Cities are bodies politic and corporate, established by law to assist in the civil government of the state and to regulate and administer the internal or local affairs of the territory within their corporate limits. Cities have only such powers as are expressly granted to them by the legislature and such others as are necessary and convenient to the exercise of the powers expressly granted. Milwaukee v. Raulf, 164 Wis. 172, 159 N. W. 819; State ex rel. Martin v. Juneau, 238 Wis. 564, 300 N. W. 187.
We find no express authority in sec. 62.11 (5), Stats., to enact the portion of the ordinance challenged by the defendant. Nor do we find such express authority in the special acts referred to nor in certain sections of ch. 30, Stats., to which we are referred. Sec. 62.11 (5) was enacted as enabling legislation after the adoption of the home-rule amendment to the constitution (sec. 3, art. XI). That amendment was a direct grant of power to cities in all local affairs but not in matters of state-wide concern. The attorney general in 45 Op. Atty. Gen. 23, has given an opinion that the legislature has not granted to cities express power to charge a fee for the use of navigable waters within their boundaries. We agree.
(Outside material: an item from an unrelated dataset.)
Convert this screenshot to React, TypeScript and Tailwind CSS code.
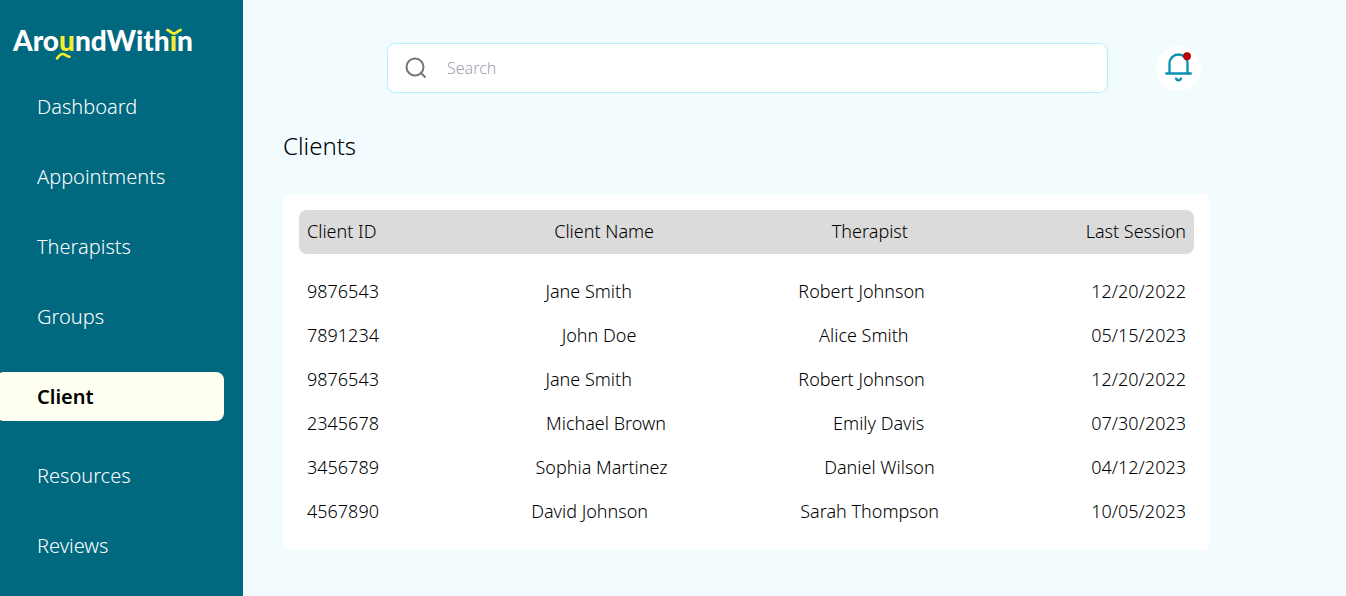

*574Having determined that the city has no express power we must search for implied authority, as the home-rule amendment should be given a liberal construction in matters of local affairs. Sec. 1, art. IX, Const., reads as follows:
“The state shall have concurrent jurisdiction on all rivers and lakes bordering on this state so far as such rivers or lakes shall form a common boundary to the state and any other state or territory now or hereafter to be formed, and bounded by the same; and the river Mississippi and the navigable waters leading into the Mississippi and St. Lawrence, and the carrying places between the same, shall be common highways and forever free, as well to the inhabitants of the state as to the citizens of the United States, without any tax, impost, or duty therefor.”
This language was originally found in art. IV of the Northwest Ordinance of 1787. Under this constitutional provision and by reference to the common law as to public rights in navigable waters, this court has long adhered to the rule that public rights on navigable waters are not restricted to navigation in a strict sense but has recognized the rights of both residents and nonresidents to the free use of navigable waters for recreation purposes, such as boating, fishing, swimming, skating, and the enjoyment of scenic beauty as being incidents of navigation. This court has long held that the beds of navigable waters are held by the state in trust for use by the public. Several cases referring to the trust doctrine are discussed in Muench v. Public Service Comm. 261 Wis. 492, 53 N. W. (2d) 514. The trust doctrine has been applied not only to rivers or lakes forming a common boundary to the state and to navigable waters leading into the Mississippi and St. Lawrence rivers and the carrying places between the same but also to inland, navigable, meandered lakes. Colson v. Salzman, 272 Wis. 397, 75 N. W. (2d) 421.
*575The legislature itself has defined navigability to include inland lakes as well as streams. The free and unobstructed use of the navigable waters of the state under the trust doctrine is a matter of state-wide concern. We realize that trustees may delegate some authority. However, in this instance where the state is trustee not only for residents of Wisconsin but for all of the people, such delegation of authority should be in clear and unmistakable language and cannot be implied from the language of a general statute delegating police power to cities.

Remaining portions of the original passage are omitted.